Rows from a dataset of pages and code

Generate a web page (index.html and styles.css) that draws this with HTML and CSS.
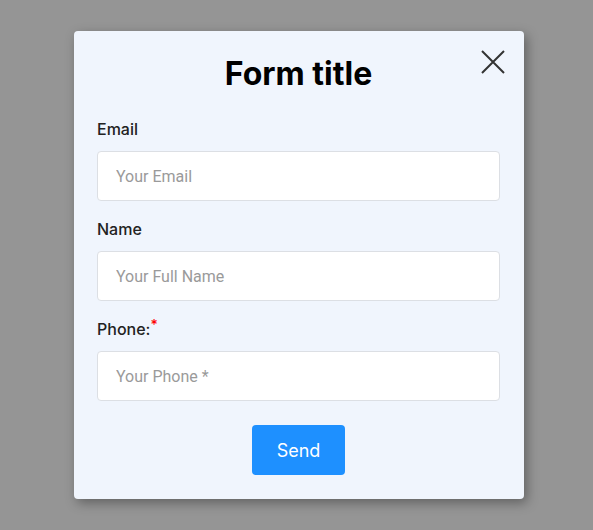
FILE: index.html
```html
<!DOCTYPE html>
<html>
<head>
<meta charset="utf-8">
<link rel="stylesheet" href="styles.css">
</head>
<body>
<div class="overlay">
  <div class="modal">
    <button class="close" aria-label="Close">
      <svg width="24" height="24" viewBox="0 0 24 24"><path d="M1 1L23 23M23 1L1 23" stroke="#333" stroke-width="2" fill="none"/></svg>
    </button>
    <h1 class="title">Form title</h1>
    <form class="form">
      <div class="field">
        <label class="label">Email</label>
        <input class="input" type="text" placeholder="Your Email">
      </div>
      <div class="field">
        <label class="label">Name</label>
        <input class="input" type="text" placeholder="Your Full Name">
      </div>
      <div class="field">
        <label class="label">Phone:<span class="req">*</span></label>
        <input class="input" type="text" placeholder="Your Phone *">
      </div>
      <div class="actions">
        <button class="send" type="button">Send</button>
      </div>
    </form>
  </div>
</div>
</body>
</html>
```
FILE: styles.css
```css
html, body {
  margin: 0;
  padding: 0;
  height: 100%;
}
body {
  background: #959595;
  font-family: Inter, "Noto Sans", sans-serif;
}
.overlay {
  height: 100%;
  display: flex;
  align-items: center;
  justify-content: center;
  padding-left: 5px;
  box-sizing: border-box;
}
.modal {
  position: relative;
  width: 450px;
  height: 468px;
  box-sizing: border-box;
  background: #f0f5fd;
  border-radius: 4px;
  box-shadow: 3px 4px 12px rgba(0,0,0,0.35);
  padding: 24px 24px 24px 23px;
}
.close {
  position: absolute;
  top: 19px;
  right: 19px;
  width: 24px;
  height: 24px;
  padding: 0;
  border: 0;
  background: none;
  cursor: pointer;
}
.close svg { display: block; }
.title {
  margin: 0;
  text-align: center;
  font-size: 32px;
  line-height: 38px;
  font-weight: 700;
  color: #000;
}
.form {
  margin-top: 26px;
  display: flex;
  flex-direction: column;
  gap: 18px;
}
.field {
  display: flex;
  flex-direction: column;
  gap: 12px;
}
.label {
  font-size: 16px;
  line-height: 20px;
  font-weight: 500;
  color: #222;
}
.req {
  color: #f00;
  font-size: 14px;
  vertical-align: top;
  position: relative;
  top: -4px;
}
.input {
  height: 50px;
  box-sizing: border-box;
  border: 1px solid #dcdfe4;
  border-radius: 4px;
  background: #fff;
  padding: 0 18px;
  font-family: Roboto, sans-serif;
  font-size: 16px;
  color: #333;
  outline: none;
}
.input::placeholder {
  color: #9a9a9a;
}
.actions {
  display: flex;
  justify-content: center;
  margin-top: 6px;
}
.send {
  width: 93px;
  height: 50px;
  border: 0;
  border-radius: 4px;
  background: #1e90ff;
  color: #fff;
  font-family: Inter, sans-serif;
  font-size: 18px;
  font-weight: 400;
}
```
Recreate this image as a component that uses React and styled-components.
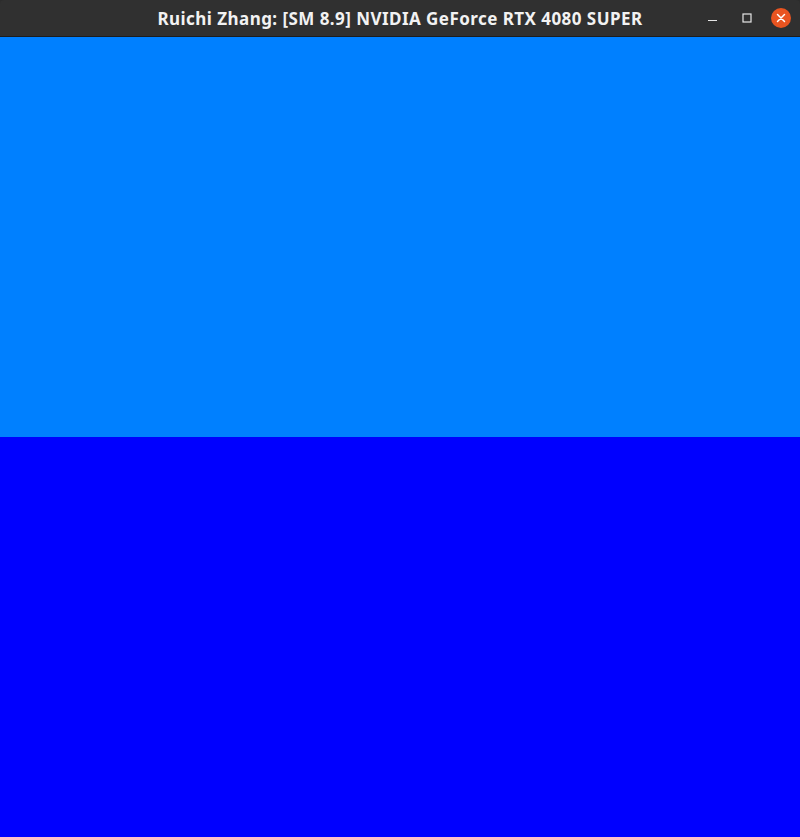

Problem requirements: Print out the lines exactly, skipping any picture.

Answer for this exercise:
Generate a web page (index.html and styles.css) that draws this with HTML and CSS.
FILE: index.html
```html
<!DOCTYPE html>
<html>
<head>
<meta charset="utf-8">
<link rel="stylesheet" href="styles.css">
</head>
<body>
<div class="overlay">
  <div class="modal">
    <button class="close" aria-label="Close">
      <svg width="24" height="24" viewBox="0 0 24 24"><path d="M1 1L23 23M23 1L1 23" stroke="#333" stroke-width="2" fill="none"/></svg>
    </button>
    <h1 class="title">Form title</h1>
    <form class="form">
      <div class="field">
        <label class="label">Email</label>
        <input class="input" type="text" placeholder="Your Email">
      </div>
      <div class="field">
        <label class="label">Name</label>
        <input class="input" type="text" placeholder="Your Full Name">
      </div>
      <div class="field">
        <label class="label">Phone:<span class="req">*</span></label>
        <input class="input" type="text" placeholder="Your Phone *">
      </div>
      <div class="actions">
        <button class="send" type="button">Send</button>
      </div>
    </form>
  </div>
</div>
</body>
</html>
```
FILE: styles.css
```css
html, body {
  margin: 0;
  padding: 0;
  height: 100%;
}
body {
  background: #959595;
  font-family: Inter, "Noto Sans", sans-serif;
}
.overlay {
  height: 100%;
  display: flex;
  align-items: center;
  justify-content: center;
  padding-left: 5px;
  box-sizing: border-box;
}
.modal {
  position: relative;
  width: 450px;
  height: 468px;
  box-sizing: border-box;
  background: #f0f5fd;
  border-radius: 4px;
  box-shadow: 3px 4px 12px rgba(0,0,0,0.35);
  padding: 24px 24px 24px 23px;
}
.close {
  position: absolute;
  top: 19px;
  right: 19px;
  width: 24px;
  height: 24px;
  padding: 0;
  border: 0;
  background: none;
  cursor: pointer;
}
.close svg { display: block; }
.title {
  margin: 0;
  text-align: center;
  font-size: 32px;
  line-height: 38px;
  font-weight: 700;
  color: #000;
}
.form {
  margin-top: 26px;
  display: flex;
  flex-direction: column;
  gap: 18px;
}
.field {
  display: flex;
  flex-direction: column;
  gap: 12px;
}
.label {
  font-size: 16px;
  line-height: 20px;
  font-weight: 500;
  color: #222;
}
.req {
  color: #f00;
  font-size: 14px;
  vertical-align: top;
  position: relative;
  top: -4px;
}
.input {
  height: 50px;
  box-sizing: border-box;
  border: 1px solid #dcdfe4;
  border-radius: 4px;
  background: #fff;
  padding: 0 18px;
  font-family: Roboto, sans-serif;
  font-size: 16px;
  color: #333;
  outline: none;
}
.input::placeholder {
  color: #9a9a9a;
}
.actions {
  display: flex;
  justify-content: center;
  margin-top: 6px;
}
.send {
  width: 93px;
  height: 50px;
  border: 0;
  border-radius: 4px;
  background: #1e90ff;
  color: #fff;
  font-family: Inter, sans-serif;
  font-size: 18px;
  font-weight: 400;
}
```
Recreate this image as a component that uses React and styled-components.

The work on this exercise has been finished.